The League of Left-Wing Writers was founded in 1930 and included Lu Xun in its leadership. By 1932 it had adopted the Soviet doctrine of socialist realism, that is, the insistence that art must concentrate on contemporary events in a realistic way, exposing the ills of nonsocialist society and promoting the glorious future under communism. After 1949 socialist realism, based on Mao's famous 1942 "Yan'an Talks on Literature and Art," became the uniform style of Chinese authors whose works were published. Conflict, however, soon developed between the government and the writers. The ability to satirize and expose the evils in contemporary society that had made writers useful to the Chinese Communist Party before its accession to power was no longer welcomed. Even more unwelcome to the party was the persistence among writers of what was deplored as "petty bourgeois idealism," "humanitarianism," and an insistence on freedom to choose subject matter.

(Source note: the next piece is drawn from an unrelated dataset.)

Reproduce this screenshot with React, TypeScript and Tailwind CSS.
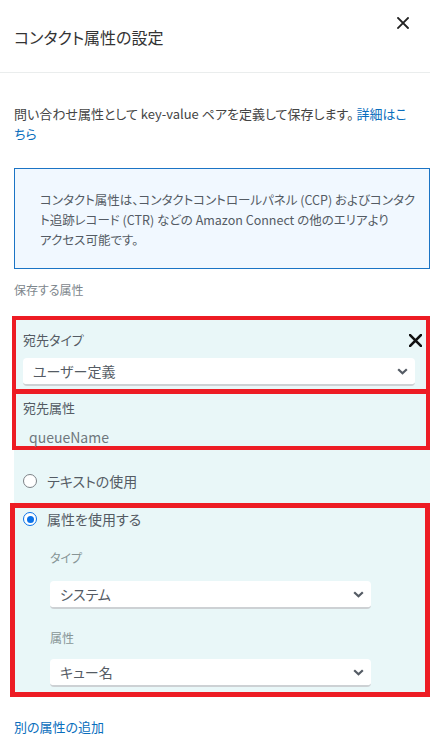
import React from "react";

const font = "font-['Noto_Sans_CJK_JP','Noto_Sans',sans-serif] [font-feature-settings:'palt']";

const Chevron = () => (
  <svg width="11" height="7" viewBox="0 0 11 7" className="shrink-0">
    <polyline points="1.2,1.2 5.5,5.3 9.8,1.2" fill="none" stroke="#545b64" strokeWidth="2.2" />
  </svg>
);

const Select = ({ value, className = "" }: { value: string; className?: string }) => (
  <div
    className={`flex h-[28px] items-center justify-between rounded-[4px] border-b-2 border-[#cdd1d4] bg-white pl-[10px] pr-[7px] text-[14px] text-[#545b64] ${className}`}
  >
    <span>{value}</span>
    <Chevron />
  </div>
);

const Radio = ({ checked, label }: { checked?: boolean; label: string }) => (
  <label className="flex h-[20px] items-center gap-[10px] text-[14px] text-[#545b64]">
    {checked ? (
      <span className="flex h-[14px] w-[14px] items-center justify-center rounded-full border-[1.5px] border-[#0a72e8] bg-white">
        <span className="h-[7px] w-[7px] rounded-full bg-[#0a72e8]" />
      </span>
    ) : (
      <span className="h-[14px] w-[14px] rounded-full border-[1.5px] border-[#7d8287] bg-white" />
    )}
    {label}
  </label>
);

const CloseIcon = ({ size, stroke, color }: { size: number; stroke: number; color: string }) => (
  <svg width={size} height={size} viewBox="0 0 12 12">
    <path d="M1 1L11 11M11 1L1 11" stroke={color} strokeWidth={stroke} strokeLinecap="square" />
  </svg>
);

export default function App() {
  return (
    <div className={`w-[430px] bg-white ${font}`}>
      <div className="flex h-[73px] items-start justify-between border-b border-[#eaeded] pl-[14px] pr-[21px]">
        <h1 className="pt-[25px] text-[16px] leading-[24px] text-[#333]">コンタクト属性の設定</h1>
        <button className="mt-[17px]">
          <CloseIcon size={12} stroke={1.8} color="#222" />
        </button>
      </div>

      <div className="pl-[14px]">
        <p className="mt-[31px] max-w-[402px] text-[13px] leading-[20px] text-[#444]">
          問い合わせ属性として key-value ペアを定義して保存します。{" "}
          <a className="text-[#0a6ebd]">詳細はこちら</a>
        </p>

        <div className="mt-[24px] border border-[#1b74c5] bg-[#f1f8ff] pb-[18px] pl-[25px] pr-[8px] pt-[21px] text-[12.5px] leading-[20px] text-[#545b64]">
          コンタクト属性は、コンタクトコントロールパネル (CCP) およびコンタクト追跡レコード (CTR) などの Amazon Connect の他のエリアより
          <br />
          アクセス可能です。
        </div>

        <p className="mt-[12px] text-[12px] leading-[18px] text-[#7d868c]">保存する属性</p>

        <div className="mt-[17px] bg-[#e9f7f8]">
          <div className="-ml-[2px] border-4 border-[#ed1c24] pb-[3px] pl-[7px] pr-[11px] pt-[11px]">
            <div className="flex h-[18px] items-center justify-between">
              <span className="text-[13px] text-[#545b64]">宛先タイプ</span>
              <span className="-mr-[7px]">
                <CloseIcon size={13} stroke={2.4} color="#111" />
              </span>
            </div>
            <Select value="ユーザー定義" className="mt-[9px]" />
          </div>

          <div className="-ml-[2px] -mt-[3px] border-4 border-[#ed1c24] pl-[7px] pt-[5px]">
            <p className="text-[13px] leading-[18px] text-[#545b64]">宛先属性</p>
            <p className="mt-[11px] pl-[6px] text-[14px] leading-[18px] text-[#6f777d]">queueName</p>
          </div>

          <div className="pb-[12px] pl-[9px] pt-[21px]">
            <Radio label="テキストの使用" />
          </div>

          <div className="-ml-[4px] border-[5px] border-[#ed1c24] pb-[5px] pl-[8px] pt-[1px]">
            <Radio checked label="属性を使用する" />
            <div className="pl-[27px] pr-[54px]">
              <p className="mt-[21px] text-[12px] leading-[16px] text-[#879596]">タイプ</p>
              <Select value="システム" className="mt-[15px]" />
              <p className="mt-[21px] text-[12px] leading-[16px] text-[#879596]">属性</p>
              <Select value="キュー名" className="mt-[13px]" />
            </div>
          </div>
        </div>

        <a className="mt-[21px] block pb-[20px] text-[13px] leading-[18px] text-[#0a6ebd]">別の属性の追加</a>
      </div>
    </div>
  );
}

At the time of the Great Leap Forward, the government increased its insistence on the use of socialist realism and combined with it so-called revolutionary realism and revolutionary romanticism. Authors were permitted to write about contemporary China, as well as other times during China's modern period--as long as it was accomplished with the desired socialist revolutionary realism. Nonetheless, the political restrictions discouraged many writers. Although authors were encouraged to write, production of literature fell off to the point that in 1962 only forty-two novels were published.

During the Cultural Revolution, the repression and intimidation led by Mao's fourth wife, Jiang Qing, succeeded in drying up all cultural activity except a few "model" operas and heroic stories. Although it has since been learned that some writers continued to produce in secret, during that period no significant literary work was published.